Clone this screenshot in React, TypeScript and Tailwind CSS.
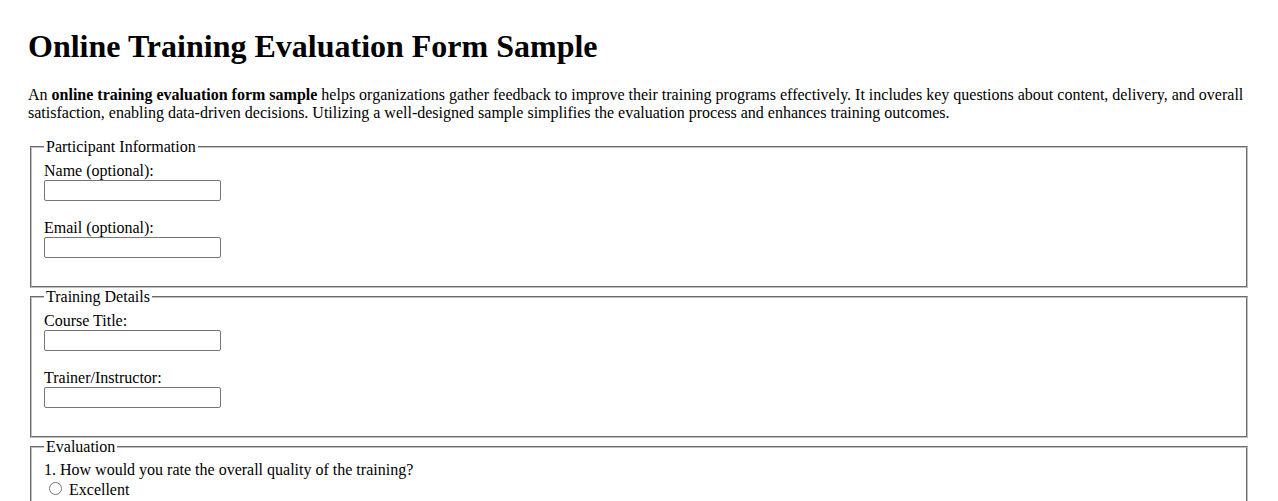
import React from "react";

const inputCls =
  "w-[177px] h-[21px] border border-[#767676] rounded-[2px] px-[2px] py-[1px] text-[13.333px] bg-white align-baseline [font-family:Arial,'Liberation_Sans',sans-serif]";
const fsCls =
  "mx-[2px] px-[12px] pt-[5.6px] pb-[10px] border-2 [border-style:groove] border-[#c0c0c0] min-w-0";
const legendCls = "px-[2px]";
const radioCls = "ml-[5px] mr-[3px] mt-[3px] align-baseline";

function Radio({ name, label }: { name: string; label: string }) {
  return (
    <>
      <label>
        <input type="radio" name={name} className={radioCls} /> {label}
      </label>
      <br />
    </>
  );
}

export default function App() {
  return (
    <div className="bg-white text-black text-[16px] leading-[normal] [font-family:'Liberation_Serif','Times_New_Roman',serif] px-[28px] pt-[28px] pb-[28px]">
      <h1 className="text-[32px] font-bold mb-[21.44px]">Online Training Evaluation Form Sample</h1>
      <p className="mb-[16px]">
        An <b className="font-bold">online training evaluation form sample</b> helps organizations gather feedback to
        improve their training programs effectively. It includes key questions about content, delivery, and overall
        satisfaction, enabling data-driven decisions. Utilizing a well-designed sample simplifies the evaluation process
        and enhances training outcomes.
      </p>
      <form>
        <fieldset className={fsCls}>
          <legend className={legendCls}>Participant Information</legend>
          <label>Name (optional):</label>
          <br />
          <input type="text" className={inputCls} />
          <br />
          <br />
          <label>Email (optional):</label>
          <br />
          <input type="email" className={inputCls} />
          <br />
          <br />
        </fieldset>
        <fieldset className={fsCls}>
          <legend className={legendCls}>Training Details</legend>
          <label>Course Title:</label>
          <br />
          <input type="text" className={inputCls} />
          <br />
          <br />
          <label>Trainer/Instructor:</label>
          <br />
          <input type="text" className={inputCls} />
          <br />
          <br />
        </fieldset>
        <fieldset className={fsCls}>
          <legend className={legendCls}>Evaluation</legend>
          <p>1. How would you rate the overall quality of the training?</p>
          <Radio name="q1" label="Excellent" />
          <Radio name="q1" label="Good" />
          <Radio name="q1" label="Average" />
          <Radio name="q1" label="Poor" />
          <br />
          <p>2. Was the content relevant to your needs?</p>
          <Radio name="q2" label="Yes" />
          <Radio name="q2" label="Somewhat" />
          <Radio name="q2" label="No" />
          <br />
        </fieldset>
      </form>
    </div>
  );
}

## Written problem
Do not copy the pictures, but repeat every line exactly.

## Correct output
Clone this screenshot in React, TypeScript and Tailwind CSS.
import React from "react";

const inputCls =
  "w-[177px] h-[21px] border border-[#767676] rounded-[2px] px-[2px] py-[1px] text-[13.333px] bg-white align-baseline [font-family:Arial,'Liberation_Sans',sans-serif]";
const fsCls =
  "mx-[2px] px-[12px] pt-[5.6px] pb-[10px] border-2 [border-style:groove] border-[#c0c0c0] min-w-0";
const legendCls = "px-[2px]";
const radioCls = "ml-[5px] mr-[3px] mt-[3px] align-baseline";

function Radio({ name, label }: { name: string; label: string }) {
  return (
    <>
      <label>
        <input type="radio" name={name} className={radioCls} /> {label}
      </label>
      <br />
    </>
  );
}

export default function App() {
  return (
    <div className="bg-white text-black text-[16px] leading-[normal] [font-family:'Liberation_Serif','Times_New_Roman',serif] px-[28px] pt-[28px] pb-[28px]">
      <h1 className="text-[32px] font-bold mb-[21.44px]">Online Training Evaluation Form Sample</h1>
      <p className="mb-[16px]">
        An <b className="font-bold">online training evaluation form sample</b> helps organizations gather feedback to
        improve their training programs effectively. It includes key questions about content, delivery, and overall
        satisfaction, enabling data-driven decisions. Utilizing a well-designed sample simplifies the evaluation process
        and enhances training outcomes.
      </p>
      <form>
        <fieldset className={fsCls}>
          <legend className={legendCls}>Participant Information</legend>
          <label>Name (optional):</label>
          <br />
          <input type="text" className={inputCls} />
          <br />
          <br />
          <label>Email (optional):</label>
          <br />
          <input type="email" className={inputCls} />
          <br />
          <br />
        </fieldset>
        <fieldset className={fsCls}>
          <legend className={legendCls}>Training Details</legend>
          <label>Course Title:</label>
          <br />
          <input type="text" className={inputCls} />
          <br />
          <br />
          <label>Trainer/Instructor:</label>
          <br />
          <input type="text" className={inputCls} />
          <br />
          <br />
        </fieldset>
        <fieldset className={fsCls}>
          <legend className={legendCls}>Evaluation</legend>
          <p>1. How would you rate the overall quality of the training?</p>
          <Radio name="q1" label="Excellent" />
          <Radio name="q1" label="Good" />
          <Radio name="q1" label="Average" />
          <Radio name="q1" label="Poor" />
          <br />
          <p>2. Was the content relevant to your needs?</p>
          <Radio name="q2" label="Yes" />
          <Radio name="q2" label="Somewhat" />
          <Radio name="q2" label="No" />
          <br />
        </fieldset>
      </form>
    </div>
  );
}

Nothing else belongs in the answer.